Anyway, there is actually more indirect evidence that you are incorrect. OpenCL running Apple Silicon does not expose the CPU device. If they had written an OpenCL implementation for M1, why wouldn't they expose the CPU? Those have some pretty powerful vector units. But if you are running a wrapper on top of Metal and are just recompiling OpenCL shaders to the Metal shading language... well, only exposing the GPU device suddenly makes more sense.

Anyway, as @Ritsuka has already mentioned, this dispute can be easily solved by sampling the OpenGL call stack for an application running on M1.

A wrapper has potential compatibility issues and is overall much slower compared to native driver. Does Apple want to run a wrapper on top of a translation/emulation layer (Rosetta 2)? I highly doubt that. They wouldn't be able to claim 5x improvement then.

And OpenCL is GPU only:

OpenCL is deprecated, but is available on Apple silicon when targeting the GPU. The OpenCL CPU device is not available to arm64 apps.

Source: https://developer.apple.com/documentation/xcode/porting_your_macos_apps_to_apple_silicon

I think it makes more sense overall for them to provide OpenGL and OpenCL at the driver level. That way, the next Apple Silicon chips will also have great performance and compatibility during the transition. Also it makes sense that it's only available to the GPU with driver implementation. If it was a wrapper, why not provide wrapping for CPU functionality as well? OpenCL compute shaders are much more generic than OpenGL shaders... so it's actually not that much more work to compile them to work on ARM64 if you're already doing a wrapper.

The hint for me was Fusion 360. Last I checked, Autodesk is lazy and has not updated it to run on Metal yet. We can see how well it ran during the demo. That level of performance with a wrapper is not possible for interns.

jeanlain · Nov 12, 2020

bill-p said:
A wrapper has potential compatibility issues and is overall much slower compared to native driver.

As far as speed is concerned, I'm not sure that's the case considering the inefficiency of openGL. MoltenGL is supposed to be faster than openGL native, IIRC.

leman · Nov 12, 2020

bill-p said:
A wrapper has potential compatibility issues and is overall much slower compared to native driver.

I find this statement highly dubious.
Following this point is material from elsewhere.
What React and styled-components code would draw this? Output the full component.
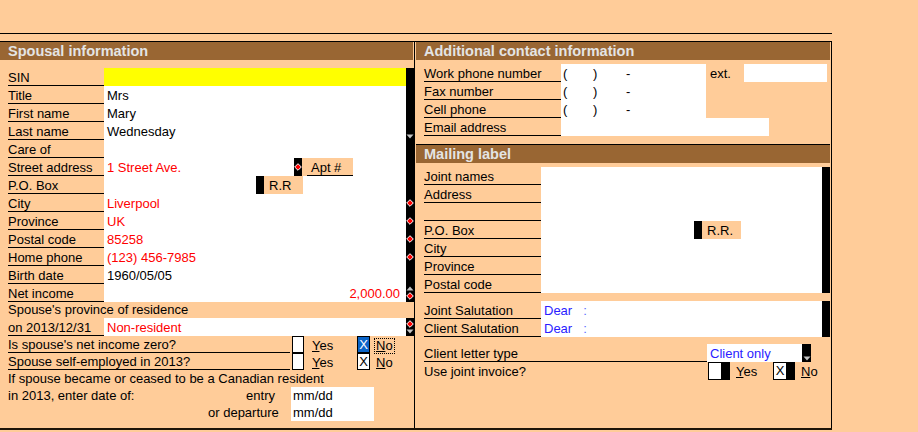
import styled, { createGlobalStyle } from 'styled-components';

const GlobalStyle = createGlobalStyle`
  body {
    margin: 0;
    background: #ffcc99;
    font-family: "Liberation Sans", Arial, sans-serif;
    font-size: 13px;
    color: #000;
  }
`;

const PEACH = '#ffcc99';

const spouseFields = [
  { label: 'SIN', value: '', bg: '#ffff00' },
  { label: 'Title', value: 'Mrs' },
  { label: 'First name', value: 'Mary' },
  { label: 'Last name', value: 'Wednesday', strip: 'down' },
  { label: 'Care of', value: '' },
  {
    label: 'Street address',
    value: '1 Street Ave.',
    red: true,
    addon: { text: 'Apt #', right: 53, width: 46, diamond: true, underline: true },
  },
  { label: 'P.O. Box', value: '', addon: { text: 'R.R', right: 103, width: 34 } },
  { label: 'City', value: 'Liverpool', red: true, strip: 'diamond' },
  { label: 'Province', value: 'UK', red: true, strip: 'diamond' },
  { label: 'Postal code', value: '85258', red: true, strip: 'diamond' },
  { label: 'Home phone', value: '(123) 456-7985', red: true, strip: 'diamond' },
  { label: 'Birth date', value: '1960/05/05' },
  { label: 'Net income', value: '2,000.00', red: true, right: true, strip: 'upDiamond' },
];

const phoneFields = ['Work phone number', 'Fax number', 'Cell phone'];

const mailFields = [
  { label: 'Joint names' },
  { label: 'Address' },
  { label: '' },
  { label: 'P.O. Box', addon: { text: 'R.R.', right: 81, width: 34 } },
  { label: 'City' },
  { label: 'Province' },
  { label: 'Postal code' },
];

const Diamond = () => (
  <svg width="8" height="8" viewBox="0 0 8 8">
    <path d="M4 .7 7.3 4 4 7.3 .7 4Z" fill="#ff0000" stroke="#ffffff" strokeWidth="1" />
  </svg>
);

const Arrow = ({ up }) => (
  <svg width="8" height="5" viewBox="0 0 8 5">
    <path d={up ? 'M4 .5 7.5 4.5H.5Z' : 'M.5 .5H7.5L4 4.5Z'} fill="#c4c4c4" />
  </svg>
);

const StripIcons = ({ kind }) => {
  if (kind === 'diamond') return <Diamond />;
  if (kind === 'down') return <Arrow />;
  if (kind === 'upDiamond')
    return (
      <>
        <Arrow up />
        <Diamond />
      </>
    );
  if (kind === 'diamondDown')
    return (
      <>
        <Diamond />
        <Arrow />
      </>
    );
  return null;
};

const Addon = ({ text, right, width, diamond, underline }) => (
  <AddonWrap $right={right}>
    <AddonBtn>{diamond && <Diamond />}</AddonBtn>
    <AddonTag $w={width}>
      <TagText $underline={underline}>{text}</TagText>
    </AddonTag>
  </AddonWrap>
);

const App = () => {
  return (
    <>
      <GlobalStyle />
      <Page>
        <TopRule />
        <Panels>
          <LeftPanel>
            <Header>Spousal information</Header>
            <FieldList>
              {spouseFields.map((f) => (
                <FieldRow key={f.label}>
                  <Label>{f.label}</Label>
                  <Value $bg={f.bg} $red={f.red} $right={f.right}>
                    {f.value}
                    {f.addon && <Addon {...f.addon} />}
                  </Value>
                  <Strip $end={f.strip === 'down'}>
                    <StripIcons kind={f.strip} />
                  </Strip>
                </FieldRow>
              ))}
              <PlainRow $h={16}>Spouse's province of residence</PlainRow>
              <FieldRow>
                <Label>on 2013/12/31</Label>
                <Value $red>Non-resident</Value>
                <Strip>
                  <StripIcons kind="diamondDown" />
                </Strip>
              </FieldRow>
            </FieldList>
            <CheckRow $pad={8} $h={17}>
              <Question $w={282} $rule>Is spouse's net income zero?</Question>
              <Tick $w={12} $gap={2} />
              <Option $w={44} $gap={7}>
                <u>Y</u>es
              </Option>
              <Tick $w={13} $checked>X</Tick>
              <Option $gap={5} $focus>
                <u>N</u>o
              </Option>
            </CheckRow>
            <CheckRow $pad={8} $h={17}>
              <Question $w={282} $rule>Spouse self-employed in 2013?</Question>
              <Tick $w={12} $gap={2} />
              <Option $w={44} $gap={7}>
                <u>Y</u>es
              </Option>
              <Tick $w={13}>X</Tick>
              <Option $gap={5}>
                <u>N</u>o
              </Option>
            </CheckRow>
            <PlainRow $h={17}>If spouse became or ceased to be a Canadian resident</PlainRow>
            <DateRow>
              <span>in 2013, enter date of:</span>
              <DateLabel>entry</DateLabel>
              <DateInput>mm/dd</DateInput>
            </DateRow>
            <DateRow>
              <span />
              <DateLabel>or departure</DateLabel>
              <DateInput>mm/dd</DateInput>
            </DateRow>
          </LeftPanel>

          <RightPanel>
            <Header $inset>Additional contact information</Header>
            <Block $top={4}>
              {phoneFields.map((label, i) => (
                <ContactRow key={label}>
                  <Label>{label}</Label>
                  <Phone>
                    <span>(</span>
                    <span>)</span>
                    <span>-</span>
                  </Phone>
                  {i === 0 && (
                    <>
                      <Ext>ext.</Ext>
                      <WhiteBox />
                    </>
                  )}
                </ContactRow>
              ))}
              <ContactRow $email>
                <Label>Email address</Label>
                <WhiteBox />
              </ContactRow>
            </Block>

            <Header $inset $ruled>
              Mailing label
            </Header>
            <Block $top={4}>
              {mailFields.map((f, i) => (
                <MailRow key={i}>
                  <Label>{f.label}</Label>
                  <Value>{f.addon && <Addon {...f.addon} />}</Value>
                  <Strip />
                </MailRow>
              ))}
            </Block>
            <Block $top={8}>
              {['Joint Salutation', 'Client Salutation'].map((label) => (
                <MailRow key={label}>
                  <Label>{label}</Label>
                  <Value $blue>
                    Dear<Colon>:</Colon>
                  </Value>
                  <Strip />
                </MailRow>
              ))}
            </Block>
            <Block $top={7}>
              <LetterRow>
                <Label>Client letter type</Label>
                <Value $blue>Client only</Value>
                <Strip $end>
                  <Arrow />
                </Strip>
              </LetterRow>
              <CheckRow $pad={9} $h={18}>
                <Question $w={284}>Use joint invoice?</Question>
                <Tick $w={22} $btn />
                <Option $w={36} $gap={5}>
                  <u>Y</u>es
                </Option>
                <Tick $w={22} $btn>
                  X
                </Tick>
                <Option $gap={5}>
                  <u>N</u>o
                </Option>
              </CheckRow>
            </Block>
          </RightPanel>
        </Panels>
      </Page>
    </>
  );
};

const Page = styled.div`
  width: 832px;
`;

const TopRule = styled.div`
  height: 33px;
  border-bottom: 1px solid #000;
`;

const Panels = styled.div`
  display: flex;
  margin-top: 7px;
  height: 386px;
  border-top: 1px solid #000;
  border-bottom: 2px solid #1e1408;
`;

const LeftPanel = styled.section`
  width: 414px;
  display: flex;
  flex-direction: column;
`;

const RightPanel = styled.section`
  width: 416px;
  display: flex;
  flex-direction: column;
  border-left: 1px solid #000;
  border-right: 1px solid #000;
`;

const Header = styled.h2`
  margin: 0 1px 0 ${(p) => (p.$inset ? '1px' : '0')};
  height: 18px;
  padding-left: 8px;
  background: #996633;
  color: #e4e4e4;
  font-size: 14.5px;
  font-weight: bold;
  line-height: 18px;
  border-top: ${(p) => (p.$ruled ? '1px solid #000' : 'none')};
  margin-top: ${(p) => (p.$ruled ? '8px' : '0')};
`;

const FieldList = styled.div`
  margin-top: 8px;
  display: flex;
  flex-direction: column;
`;

const Block = styled.div`
  margin-top: ${(p) => p.$top}px;
  display: flex;
  flex-direction: column;
`;

const FieldRow = styled.div`
  display: grid;
  grid-template-columns: 96px 302px 8px;
  grid-template-rows: 18px;
  height: 18px;
  padding-left: 8px;
`;

const MailRow = styled.div`
  display: grid;
  grid-template-columns: 117px 281px 8px;
  grid-template-rows: 18px;
  height: 18px;
  padding-left: 9px;
`;

const LetterRow = styled.div`
  display: grid;
  grid-template-columns: 283px 95px 9px;
  grid-template-rows: 18px;
  height: 18px;
  padding-left: 9px;
`;

const ContactRow = styled.div`
  display: grid;
  grid-template-columns: ${(p) => (p.$email ? '137px 208px' : '137px 145px 38px 83px')};
  grid-template-rows: 18px;
  height: 18px;
  padding-left: 9px;
`;

const Label = styled.div`
  box-sizing: border-box;
  border-bottom: 1px solid #000;
  line-height: 17px;
  padding-top: 1px;
  white-space: nowrap;
`;

const Value = styled.div`
  display: flex;
  align-items: center;
  justify-content: ${(p) => (p.$right ? 'flex-end' : 'flex-start')};
  padding: 0 ${(p) => (p.$right ? '6px' : '0')} 0 3px;
  background: ${(p) => p.$bg || '#fff'};
  color: ${(p) => (p.$red ? '#ff0000' : p.$blue ? '#2a1cff' : '#000')};
  white-space: nowrap;
`;

const Colon = styled.span`
  margin-left: 11px;
  color: #5a6cff;
`;

const Strip = styled.div`
  background: #000;
  display: flex;
  flex-direction: column;
  align-items: center;
  justify-content: ${(p) => (p.$end ? 'flex-end' : 'center')};
  gap: 1px;
  padding-bottom: ${(p) => (p.$end ? '1px' : '0')};
`;

const AddonWrap = styled.div`
  display: flex;
  align-self: stretch;
  margin: 0 ${(p) => p.$right}px 0 auto;
`;

const AddonBtn = styled.div`
  width: 8px;
  background: #000;
  display: flex;
  align-items: center;
  justify-content: center;
`;

const AddonTag = styled.div`
  width: ${(p) => p.$w}px;
  background: ${PEACH};
  color: #000;
  padding-left: 5px;
`;

const TagText = styled.div`
  box-sizing: border-box;
  height: 100%;
  line-height: 17px;
  padding-top: 1px;
  padding-left: ${(p) => (p.$underline ? '4px' : '0')};
  border-bottom: ${(p) => (p.$underline ? '1px solid #000' : 'none')};
`;

const PlainRow = styled.div`
  height: ${(p) => p.$h}px;
  line-height: ${(p) => p.$h}px;
  padding-left: 8px;
  white-space: nowrap;
`;

const CheckRow = styled.div`
  display: flex;
  height: ${(p) => p.$h}px;
  padding-left: ${(p) => p.$pad}px;
  align-items: stretch;
`;

const Question = styled.div`
  box-sizing: border-box;
  width: ${(p) => p.$w}px;
  flex-shrink: 0;
  line-height: ${(p) => (p.$rule ? '16px' : '18px')};
  padding-top: ${(p) => (p.$rule ? '1px' : '1px')};
  border-bottom: ${(p) => (p.$rule ? '1px solid #000' : 'none')};
  white-space: nowrap;
`;

const Tick = styled.div`
  box-sizing: border-box;
  width: ${(p) => p.$w}px;
  margin-left: ${(p) => p.$gap || 0}px;
  flex-shrink: 0;
  border: 1px solid #000;
  border-right-width: ${(p) => (p.$btn ? '9px' : '1px')};
  background: ${(p) => (p.$checked ? '#0a64c8' : '#fff')};
  color: ${(p) => (p.$checked ? '#fff' : '#000')};
  font-size: 13px;
  line-height: 16px;
  text-align: center;
`;

const Option = styled.div`
  width: ${(p) => (p.$w ? `${p.$w}px` : 'auto')};
  margin-left: ${(p) => p.$gap}px;
  flex-shrink: 0;
  align-self: center;
  line-height: 14px;
  padding: 0 1px;
  margin-top: 2px;
  outline: ${(p) => (p.$focus ? '1px dotted #000' : 'none')};
  u {
    text-decoration: underline;
    text-underline-offset: 1px;
  }
`;

const DateRow = styled.div`
  display: grid;
  grid-template-columns: 200px 83px 83px;
  height: 17px;
  line-height: 17px;
  padding-left: 8px;
  white-space: nowrap;
`;

const DateLabel = styled.div`
  text-align: right;
  padding-right: 16px;
`;

const DateInput = styled.div`
  background: #fff;
  padding-left: 2px;
`;

const Phone = styled.div`
  display: grid;
  grid-template-columns: 30px 33px 1fr;
  padding-left: 2px;
  background: #fff;
  line-height: 19px;
`;

const Ext = styled.div`
  padding-left: 4px;
  line-height: 19px;
`;

const WhiteBox = styled.div`
  background: #fff;
`;

export default App;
You are arguing that implementing an incredibly complex driver from scratch will yield a more stable interface than implementing it on top of an already stable and well behaved base. What is your basis for claiming that? Don’t forget that one of the reasons Apple deprecated OpenGL was because the drivers were notoriously difficult to write and maintain.

bill-p said:
And OpenCL is GPU only:

Source: https://developer.apple.com/documentation/xcode/porting_your_macos_apps_to_apple_silicon

That’s what I said, yes. Intel Macs support OpenCL for both the CPU and the GPU

bill-p said:
If it was a wrapper, why not provide wrapping for CPU functionality as well? OpenCL compute shaders are much more generic than OpenGL shaders... so it's actually not that much more work to compile them to work on ARM64 if you're already doing a wrapper.
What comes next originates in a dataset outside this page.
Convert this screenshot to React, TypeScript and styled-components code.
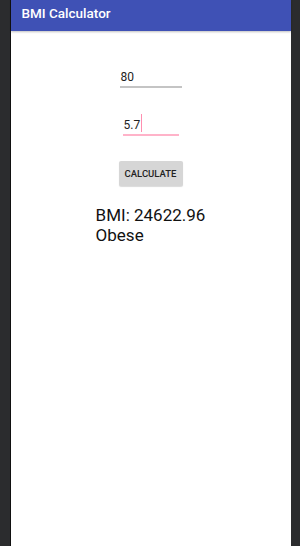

No, it’s not much work, but still considerably more work than using an open source tool to translate an OpenCL kernel to a Metal compute shader and call it a day

The very fact that ARM does not expose the CPU clearly indicates that it’s not a fully fledged OpenCL implementation but a minimal comparability layer.

bill-p said:
That level of performance with a wrapper is not possible for interns.

We are literally talking about a simple piece of software that tracks OpenGL state machine and remaps gl_ calls into Metal API calls. There is nothing complicated to it. The performance impact will be solely the bookkeeping overhead inherent to the state machine - you know, the reason why OpenGL was canned.
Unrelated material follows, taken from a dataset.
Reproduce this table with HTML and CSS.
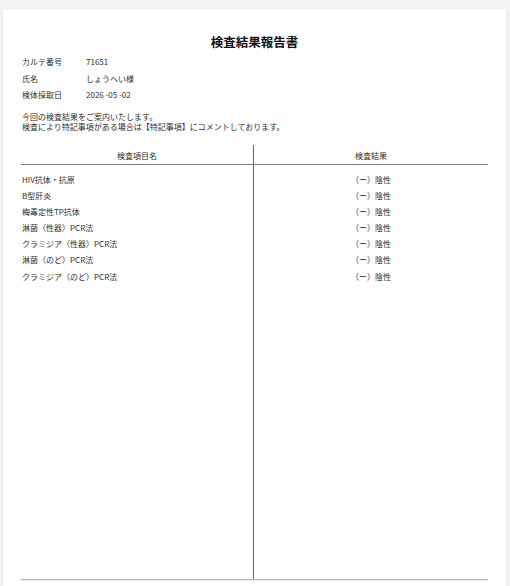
FILE: index.html
```html
<!DOCTYPE html>
<html lang="ja">
<head>
<meta charset="utf-8">
<link rel="stylesheet" href="styles.css">
</head>
<body>
<div class="page">
  <h1 class="title">検査結果報告書</h1>
  <div class="info">
    <span class="label">カルテ番号</span><span class="value">71651</span>
    <span class="label">氏名</span><span class="value">しょうへい様</span>
    <span class="label">検体採取日</span><span class="value">2026 -05 -02</span>
  </div>
  <p class="note">今回の検査結果をご案内いたします。<br>検査により特記事項がある場合は【特記事項】にコメントしております。</p>
  <div class="table">
    <div class="cell head left">検査項目名</div>
    <div class="cell head right">検査結果</div>
    <div class="cell item left first">HIV抗体・抗原</div>
    <div class="cell res right first">（ー）陰性</div>
    <div class="cell item left">B型肝炎</div>
    <div class="cell res right">（ー）陰性</div>
    <div class="cell item left">梅毒定性TP抗体</div>
    <div class="cell res right">（ー）陰性</div>
    <div class="cell item left">淋菌（性器）PCR法</div>
    <div class="cell res right">（ー）陰性</div>
    <div class="cell item left">クラミジア（性器）PCR法</div>
    <div class="cell res right">（ー）陰性</div>
    <div class="cell item left">淋菌（のど）PCR法</div>
    <div class="cell res right">（ー）陰性</div>
    <div class="cell item left">クラミジア（のど）PCR法</div>
    <div class="cell res right">（ー）陰性</div>
    <div class="cell fill left"></div>
    <div class="cell fill right"></div>
  </div>
</div>
</body>
</html>
```
FILE: styles.css
```css
html, body {
  margin: 0;
  padding: 0;
}
body {
  background: #f3f3f3;
  font-family: "Noto Sans CJK JP", "Noto Sans", sans-serif;
  color: #2e2e2e;
  overflow: hidden;
  height: 586px;
}
.page {
  box-sizing: border-box;
  margin: 9px 4px 0 3px;
  background: #fff;
  padding: 25px 18px 0 18px;
  height: 577px;
  box-shadow: 0 0 3px rgba(0,0,0,0.06);
}
.title {
  margin: 0;
  font-size: 12.5px;
  line-height: 16px;
  font-weight: 700;
  text-align: center;
  color: #111;
}
.info {
  margin-top: 4px;
  display: grid;
  grid-template-columns: 64px 1fr;
  grid-auto-rows: 16.5px;
  align-items: center;
  font-size: 8px;
  line-height: 10px;
}
.info .label, .info .value {
  padding-left: 1px;
}
.note {
  margin: 8px 0 0 0;
  padding-left: 1px;
  font-size: 8px;
  line-height: 10.5px;
}
.table {
  margin-top: 12px;
  height: 434px;
  display: grid;
  grid-template-columns: 233px 1fr;
  grid-template-rows: 20px 23px repeat(6, 16.2px) 1fr;
  border-bottom: 1px solid #b5b5b5;
  box-shadow: 0 1px 1px rgba(0,0,0,0.08);
  font-size: 8px;
  line-height: 10px;
}
.cell.left {
  border-right: 1px solid #666;
}
.head {
  text-align: center;
  padding-top: 6px;
  border-bottom: 1px solid #7a7a7a;
}
.item {
  padding-left: 1px;
  display: flex;
  align-items: center;
}
.res {
  display: flex;
  align-items: center;
  justify-content: center;
}
.first {
  padding-top: 7px;
}
```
Yebubbleman · Nov 12, 2020

leman said:
OpenGL is implemented on top of Metal on ~~AMD~~ ARM Big Sur, so I won't expect any noteworthy performance penalty. Of course, OpenGL is a less efficient API, but that is also true for Intel-based Macs. The WWDC presentations — if I remember correctly — mentioned that they are adding a compatibility layer to both Metal and OpenGL applications to guard agains common API misuse.

But regardless of what API your graphical application uses — it is likely to get a speed boost under Apple Silicon simply because the GPU is faster. Even if there is some penalty here and there.

You're missing my point; Apple has said that 64-bit Intel games and apps that employ Metal will not see speed hits on GPU performance the way that 64-bit Intel games and apps that don't employ Metal will see. That's why Shadow of the Tomb Raider was shown off at the WWDC20 keynote. It looked flawless in Rosetta 2 and the reason why is that it used Metal.

bwillwall · Nov 12, 2020

Wait for somebody to test it before you buy one. We don’t know if complex games will all work on Rosetta 2 properly.

bill-p · Nov 12, 2020

jeanlain said:
As far as speed is concerned, I'm not sure that's the case considering the inefficiency of openGL. MoltenGL is supposed to be faster than openGL native, IIRC.

That's the claim. Reality is different and depends on a per case basis. Read this blog post from the Roblox developers:

3 Years of Metal - Roblox Blog

Three years ago, we ported our renderer to Metal. It didn’t take much time, it was a blast and it worked really well on iOS.

blog.roblox.com

Also, it's worth noting that OpenGL ES is not the same as OpenGL. OpenGL is vastly more complex. MoltenGL only supports up to OpenGL ES 2.0.

leman said:
I find this statement highly dubious. You are arguing that implementing an incredibly complex driver from scratch will yield a more stable interface than implementing it on top of an already stable and well behaved base. What is your basis for claiming that? Don’t forget that one of the reasons Apple deprecated OpenGL was because the drivers were notoriously difficult to write and maintain.

That’s what I said, yes. Intel Macs support OpenCL for both the CPU and the GPU

No, it’s not much work, but still considerably more work than using an open source tool to translate an OpenCL kernel to a Metal compute shader and call it a day The very fact that ARM does not expose the CPU clearly indicates that it’s not a fully fledged OpenCL implementation but a minimal comparability layer.

We are literally talking about a simple piece of software that tracks OpenGL state machine and remaps gl_ calls into Metal API calls. There is nothing complicated to it. The performance impact will be solely the bookkeeping overhead inherent to the state machine - you know, the reason why OpenGL was canned.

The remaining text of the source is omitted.